# Prove that derivative of the theta function is the dirac delta function

1. Jul 21, 2011

### demonelite123

let θ(x-x') be the function such that θ = 1 when x-x' > 0 and θ = 0 when x-x' < 0. Show that d/dx θ(x-x') = δ(x - x').

it is easy to show that d/dx θ(x-x') is 0 everywhere except at x = x'. To show that d/dx θ(x-x') is the dirac delta function i also need to show that the integral over the real line of d/dx θ(x-x') = 1.

this is what i tried: ∫ d/dx θ(x-x') dx' = d/dx ∫ θ(x-x') dx' = d/dx ∫ 1 dx' but now i am a little stuck and not sure if this is the way to go or not. my plan was to show that the integral equals x so that d/dx (x) = 1 like we wanted. but it seems like the bottom limit of integration will be x and i'll end up getting -1 instead of 1. can anyone give me some advice on this problem? thanks.

2. Jul 22, 2011

### Hurkyl

Staff Emeritus
This is one of those problems that tends to be really easy if you think of them in a rigorous fashion rather than a heuristic "intuitive" fashion.

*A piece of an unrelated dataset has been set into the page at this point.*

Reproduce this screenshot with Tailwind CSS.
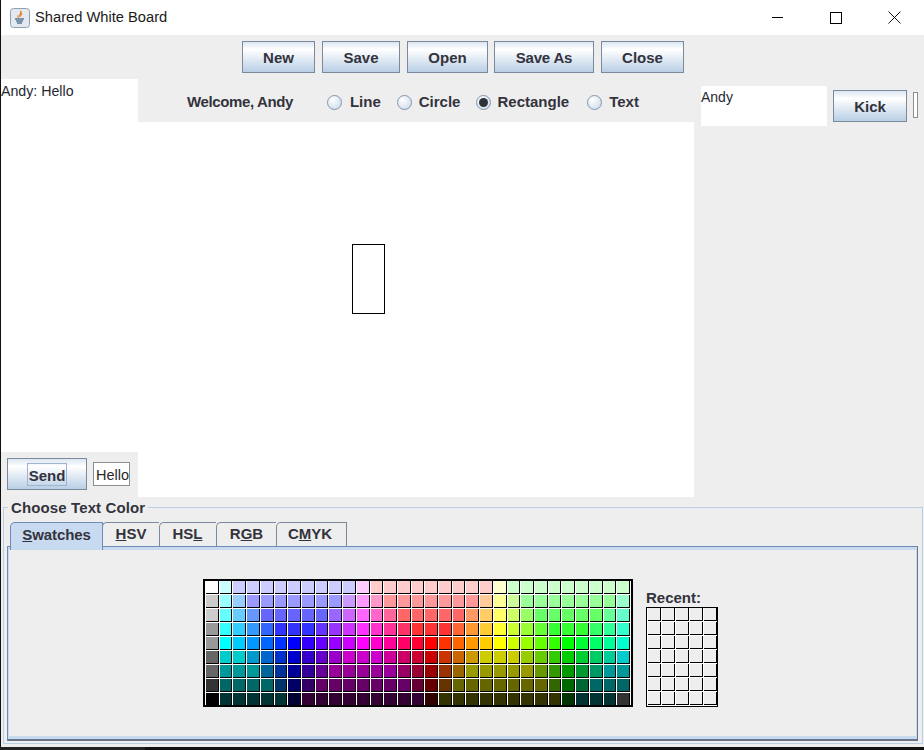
<!DOCTYPE html>
<html lang="en">

<head>
    <meta charset="UTF-8">
    <title>Shared White Board</title>
    <script src="https://cdn.jsdelivr.net/npm/@tailwindcss/browser@4"></script>
</head>

<body class="bg-[#111111] overflow-hidden font-['Liberation_Sans',Arial,sans-serif] text-[#33333d]">
    <div class="w-[924px] h-[750px] flex flex-col">
        <div class="h-[747px] shrink-0 ml-px flex flex-col bg-[#eeeeee]">

            <!-- Title bar -->
            <div class="h-[35px] bg-white flex items-center shrink-0">
                <svg class="ml-[9px]" width="20" height="20" viewBox="0 0 20 20">
                    <rect x="0.5" y="0.5" width="19" height="19" rx="3" fill="#e4e9ef" stroke="#8ea0b3" />
                    <path d="M10 3c2 2-2 3 0 6 1-2 3-2 1-6zM8 7c-1 2 0 3 1 3" fill="#e8822a" stroke="#e8822a" stroke-width=".6" />
                    <path d="M5 11h9M6 13h7M7 15h5" stroke="#5b7a96" stroke-width="1.3" />
                </svg>
                <span class="ml-[5px] text-[14.7px] text-[#1a1a1a]">Shared White Board</span>
                <div class="ml-auto flex items-center">
                    <div class="w-[11px] h-px bg-black mr-[47px]"></div>
                    <div class="w-[12px] h-[12px] border border-black mr-[46px]"></div>
                    <svg class="mr-[23px]" width="13" height="13" viewBox="0 0 13 13">
                        <path d="M.5.5l12 12M12.5.5l-12 12" stroke="#111" fill="none" />
                    </svg>
                </div>
            </div>

            <!-- Toolbar -->
            <div class="h-[44px] shrink-0 flex pt-[6px] pl-[241px] gap-[7px] text-[15px] font-bold">
                <button class="w-[73px] h-[32px] pt-[2px] border border-[#7a8a9c] bg-[linear-gradient(#dbe6f1,#ffffff_25%,#b9cfe5)]">New</button>
                <button class="w-[78px] h-[32px] pt-[2px] border border-[#7a8a9c] bg-[linear-gradient(#dbe6f1,#ffffff_25%,#b9cfe5)]">Save</button>
                <button class="w-[81px] h-[32px] pt-[2px] border border-[#7a8a9c] bg-[linear-gradient(#dbe6f1,#ffffff_25%,#b9cfe5)]">Open</button>
                <button class="w-[100px] h-[32px] pt-[2px] border border-[#7a8a9c] bg-[linear-gradient(#dbe6f1,#ffffff_25%,#b9cfe5)] -ml-px"><span class="tracking-[-0.2px]">Save As</span></button>
                <button class="w-[83px] h-[32px] pt-[2px] border border-[#7a8a9c] bg-[linear-gradient(#dbe6f1,#ffffff_25%,#b9cfe5)]">Close</button>
            </div>

            <!-- Middle -->
            <div class="h-[418px] shrink-0 flex">
                <!-- Chat -->
                <div class="w-[137px] flex flex-col">
                    <div class="flex-1 bg-white text-[14.2px] leading-[24px] text-[#1f2933]">Andy: Hello</div>
                    <div class="h-[45px] flex pt-[6px] pl-[6px]">
                        <button class="w-[80px] h-[32px] border border-[#7a8a9c] bg-[linear-gradient(#dbe6f1,#ffffff_25%,#b9cfe5)] flex items-center justify-center">
                            <span class="w-[40px] h-[23px] border border-[#9fb5cf] text-[15px] font-bold leading-[23px] mt-px">Send</span>
                        </button>
                        <div class="ml-[6px] mt-[4px] w-[37px] h-[24px] bg-white border border-[#8a8f96] text-[14.5px] leading-[24px] pl-[2px] text-[#2a2a2a]">Hello</div>
                    </div>
                </div>

                <!-- Board -->
                <div class="w-[556px] flex flex-col">
                    <div class="h-[43px] flex items-center text-[15px] font-bold pt-[3px] shrink-0">
                        <span class="ml-[49px] tracking-[-0.38px]">Welcome, Andy</span>
                        <span class="ml-[34px] w-[15px] h-[15px] rounded-full border border-[#8296ac] bg-[radial-gradient(circle_at_35%_30%,#ffffff,#c6d7e9)]"></span>
                        <span class="ml-[8px]">Line</span>
                        <span class="ml-[16px] w-[15px] h-[15px] rounded-full border border-[#8296ac] bg-[radial-gradient(circle_at_35%_30%,#ffffff,#c6d7e9)]"></span>
                        <span class="ml-[7px]">Circle</span>
                        <span class="ml-[16px] w-[15px] h-[15px] rounded-full border border-[#8296ac] bg-[radial-gradient(circle_at_35%_30%,#ffffff,#c6d7e9)] flex items-center justify-center">
                            <span class="w-[9px] h-[9px] rounded-full bg-[#2e3338]"></span>
                        </span>
                        <span class="ml-[6px]">Rectangle</span>
                        <span class="ml-[18px] w-[15px] h-[15px] rounded-full border border-[#8296ac] bg-[radial-gradient(circle_at_35%_30%,#ffffff,#c6d7e9)]"></span>
                        <span class="ml-[7px]">Text</span>
                    </div>
                    <div class="flex-1 bg-white relative">
                        <div class="absolute left-[214px] top-[122px] w-[33px] h-[70px] border border-black"></div>
                    </div>
                </div>

                <!-- Users -->
                <div class="flex-1 flex items-start">
                    <div class="ml-[7px] mt-[7px] w-[126px] h-[40px] bg-white text-[14px] leading-[22px] text-[#1f2933]">Andy</div>
                    <button class="ml-[6px] mt-[11px] w-[74px] h-[32px] pt-[2px] border border-[#7a8a9c] bg-[linear-gradient(#dbe6f1,#ffffff_25%,#b9cfe5)] text-[15px] font-bold">Kick</button>
                    <div class="ml-[6px] mt-[13px] w-[5px] h-[26px] border border-[#8a8f96] bg-white"></div>
                </div>
            </div>

            <!-- Colour chooser -->
            <div class="flex-1 relative pt-[10px] pl-[2px] pr-px pb-[3px]">
                <div class="h-full border border-[#b8cfe5] pt-[14px] pl-[3px] pr-[4px] pb-[2px] flex flex-col">
                    <span class="absolute left-[7px] top-[3px] bg-[#eeeeee] px-[3px] text-[15px] font-bold leading-[16px] tracking-[0.12px]">Choose Text Color</span>

                    <!-- Tabs -->
                    <div class="flex h-[24px] shrink-0 pl-[3px] text-[15px] font-bold relative z-10">
                        <div class="relative z-10 w-[93px] h-[28px] pb-[3px] bg-[#c7daf0] border-t border-l border-r border-[#6d8bb5] rounded-tl-[5px] flex items-center justify-center"><span class="tracking-[-0.1px]"><u>S</u>watches</span></div>
                        <div class="w-[57px] -ml-px h-[24px] border-t border-l border-[#7a8a9c] rounded-tl-[5px] flex items-center justify-center"><span><u>H</u>SV</span></div>
                        <div class="w-[57px] h-[24px] pr-px border-t border-l border-[#7a8a9c] rounded-tl-[5px] flex items-center justify-center"><span>HS<u>L</u></span></div>
                        <div class="w-[60px] h-[24px] border-t border-l border-[#7a8a9c] rounded-tl-[5px] flex items-center justify-center"><span>R<u>G</u>B</span></div>
                        <div class="w-[71px] h-[24px] pr-[3px] border-t border-l border-r border-[#7a8a9c] rounded-tl-[5px] flex items-center justify-center"><span>C<u>M</u>YK</span></div>
                    </div>

                    <!-- Tab content -->
                    <div class="flex-1 border border-[#6d8bb5] border-r-[#66758a] border-b-[#66758a] border-b-2">
                        <div class="h-full border-[3px] border-[#c7daf0] border-l-[1px] border-r-[1px] flex pt-[29px] pl-[194px]">
                            <div id="swatches" class="w-[430px] h-[128px] border-2 border-black bg-white grid grid-cols-[repeat(31,1fr)] grid-rows-[repeat(9,14px)] pl-px"></div>
                            <div class="ml-[13px] mt-[9px]">
                                <div class="text-[15px] font-bold leading-[19px]">Recent:</div>
                                <div id="recent" class="w-[72px] h-[100px] border border-black bg-white grid grid-cols-[repeat(5,14px)] grid-rows-[repeat(7,14px)] pl-px"></div>
                            </div>
                        </div>
                    </div>
                </div>
            </div>
        </div>

        <!-- Desktop behind the window -->
        <div class="flex-1 flex">
            <div class="w-[145px] bg-[#222222]"></div>
        </div>
    </div>

    <script>
        // Same palette as the java swing swatch panel, row by row
        const rows = [
            ['FFFFFF', 'CCFFFF', ...Array(9).fill('CCCCFF'), 'FFCCFF', ...Array(9).fill('FFCCCC'), 'FFFFCC', ...Array(9).fill('CCFFCC')],
            ['CCCCCC', '99FFFF', '99CCFF', ...Array(7).fill('9999FF'), 'CC99FF', 'FF99FF', 'FF99CC', ...Array(7).fill('FF9999'), 'FFCC99', 'FFFF99', 'CCFF99', ...Array(7).fill('99FF99'), '99FFCC'],
            ['CCCCCC', '66FFFF', '66CCFF', '6699FF', ...Array(5).fill('6666FF'), '9966FF', 'CC66FF', 'FF66FF', 'FF66CC', 'FF6699', ...Array(5).fill('FF6666'), 'FF9966', 'FFCC66', 'FFFF66', 'CCFF66', '99FF66', ...Array(5).fill('66FF66'), '66FF99', '66FFCC'],
            ['999999', '33FFFF', '33CCFF', '3399FF', '3366FF', ...Array(3).fill('3333FF'), '6633FF', '9933FF', 'CC33FF', 'FF33FF', 'FF33CC', 'FF3399', 'FF3366', ...Array(3).fill('FF3333'), 'FF6633', 'FF9933', 'FFCC33', 'FFFF33', 'CCFF33', '99FF33', '66FF33', ...Array(3).fill('33FF33'), '33FF66', '33FF99', '33FFCC'],
            ['999999', '00FFFF', '00CCFF', '0099FF', '0066FF', '0033FF', '0000FF', '3300FF', '6600FF', '9900FF', 'CC00FF', 'FF00FF', 'FF00CC', 'FF0099', 'FF0066', 'FF0033', 'FF0000', 'FF3300', 'FF6600', 'FF9900', 'FFCC00', 'FFFF00', 'CCFF00', '99FF00', '66FF00', '33FF00', '00FF00', '00FF33', '00FF66', '00FF99', '00FFCC'],
            ['666666', '00CCCC', '00CCCC', '0099CC', '0066CC', '0033CC', '0000CC', '3300CC', '6600CC', '9900CC', 'CC00CC', 'CC00CC', 'CC00CC', 'CC0099', 'CC0066', 'CC0033', 'CC0000', 'CC3300', 'CC6600', 'CC9900', 'CCCC00', 'CCCC00', 'CCCC00', '99CC00', '66CC00', '33CC00', '00CC00', '00CC33', '00CC66', '00CC99', '00CCCC'],
            ['666666', '009999', '009999', '009999', '006699', '003399', '000099', '330099', '660099', ...Array(5).fill('990099'), '990066', '990033', '990000', '993300', '996600', ...Array(5).fill('999900'), '669900', '339900', '009900', '009933', '009966', '009999', '009999'],
            ['333333', ...Array(4).fill('006666'), '003366', '000066', '330066', ...Array(7).fill('660066'), '660033', '660000', '663300', ...Array(7).fill('666600'), '336600', '006600', '006633', ...Array(3).fill('006666')],
            ['000000', ...Array(5).fill('003333'), '000033', ...Array(9).fill('330033'), '330000', ...Array(9).fill('333300'), '003300', ...Array(3).fill('003333'), '333333']
        ];

        const swatches = document.getElementById('swatches');
        rows.flat().forEach(color => {
            const cell = document.createElement('div');
            cell.className = 'border-r border-b border-black mr-px mb-px';
            cell.style.backgroundColor = '#' + color;
            swatches.appendChild(cell);
        });

        const recent = document.getElementById('recent');
        for (let i = 0; i < 35; i++) {
            const cell = document.createElement('div');
            cell.className = 'border-r border-b border-black mr-px mb-px bg-[#eeeeee]';
            recent.appendChild(cell);
        }
    </script>
</body>

</html>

What foundations are you using for the delta function and derivatives and such? When working with tempered distributions, the derivative of a distribution F is the (unique) distribution which satisfies, for all test functions $\varphi$,
$$\int_{-\infty}^{+\infty} F'(x) \varphi(x) \, dx = -\int_{-\infty}^{+\infty} F(x) \varphi'(x) \, dx$$​

3. Jul 22, 2011

### mathfeel

Just think about what is $f(x) = \int_{-\infty}^{x} \delta(t) dt$ for each $x \ne 0$. You should obvious separate it into positive and negative $x$ case. Then the fundamental theorem of calculus applies.

4. Jul 26, 2011

### demonelite123

ah that's a similar idea to what i did. thanks for your answer! so would this be a more rigorous way to do this problem? i know that taking the derivative operator out of the integral isn't being very careful but the physics book seemed to do that all the time so i thought it would be "ok" since i wan't doing mathematics here.